Target responded non-committally. It is reviewing the plan, but it has "serious concerns on a number of important issues."

It sounds like sleight-of-hand to me, but I'll give myself three days to mull it over. Catch you folks here Sunday.

Three brief items

1. More on Porsche, VW, etc.

A report in today's Wall Street Journal says that several hedge funds have taken a beating as a result of their speculation in VW shares, and the spike in VW's share price I discussed in yesterday's entry.

"Those affected by the moves include Greenlight Capital, SAC Capital, Glenview Capital, Marshall Wace, Tiger Asia, Perry Capital, and Highside Capital," the p. C1 story said.

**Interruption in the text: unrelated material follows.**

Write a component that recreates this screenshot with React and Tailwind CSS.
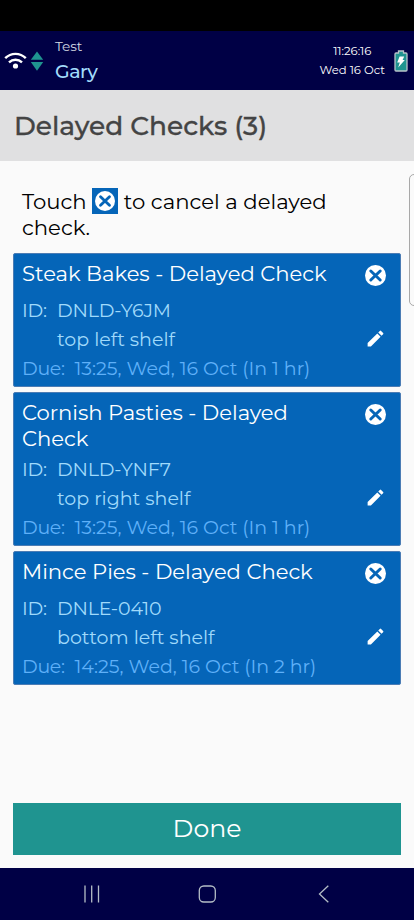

There have been rumors of effects going beyond that list, and beyond the hedge fund world.

2. Ackman has a plan for Target

Pershing Square Capital Management, which owns nearly 10% of the giant retailer Target, said it has a plan for a transaction that will boost Target's value. It will present its plan today, Wednesday.

Bill Ackman is the principal of Pershing Square, a hedge fund that has been involved in some memorable corporate in-fighting over the years. To his credit, Ackman was arguing in a very public way, before it became a commonsensical observation, that credit ratings agencies and banks were co-operating to prop up bond insurers such as MBIA so that the banks wouldn't have to write down their exposure to such insurers.

Anyway, Pershing's latest statement on Target is as follows: "Pershing Square believes that the insights gained by sharing the potential transaction in a public forum will benefit Target and all of its stakeholders."

One clue to what he has in mind: Mr. Ackman recently expressed interest in a potential derivatives transaction that he said would let Target effectively retire more of its own shares. That provides a nice segway to my final item of the morning.

3. Canada wants to restrict bank share buybacks

The most important fnancial regulator in Canada at the federal level, the Superintendent of Financial Institutions, put out an advisory note Monday that banks shouldn't be buying back their own shares. That runs counter to the goal of strengthening their balance sheets.

Canada's banks are in general in better shape than those in the US or in Europe, where as one would expect the temptation to buyback/retire shares just isn't a big problem right now. Canada's financial institutions generally have a strong retailing base, and their mortgage-lending practices have remained conservative. So I'm a bit baffled by the SFI's concern.

Apparently, though, he thinks their practices may not be quite conservative enough. The SFI's note said: "The current environment calls for increased conservatism in capital management."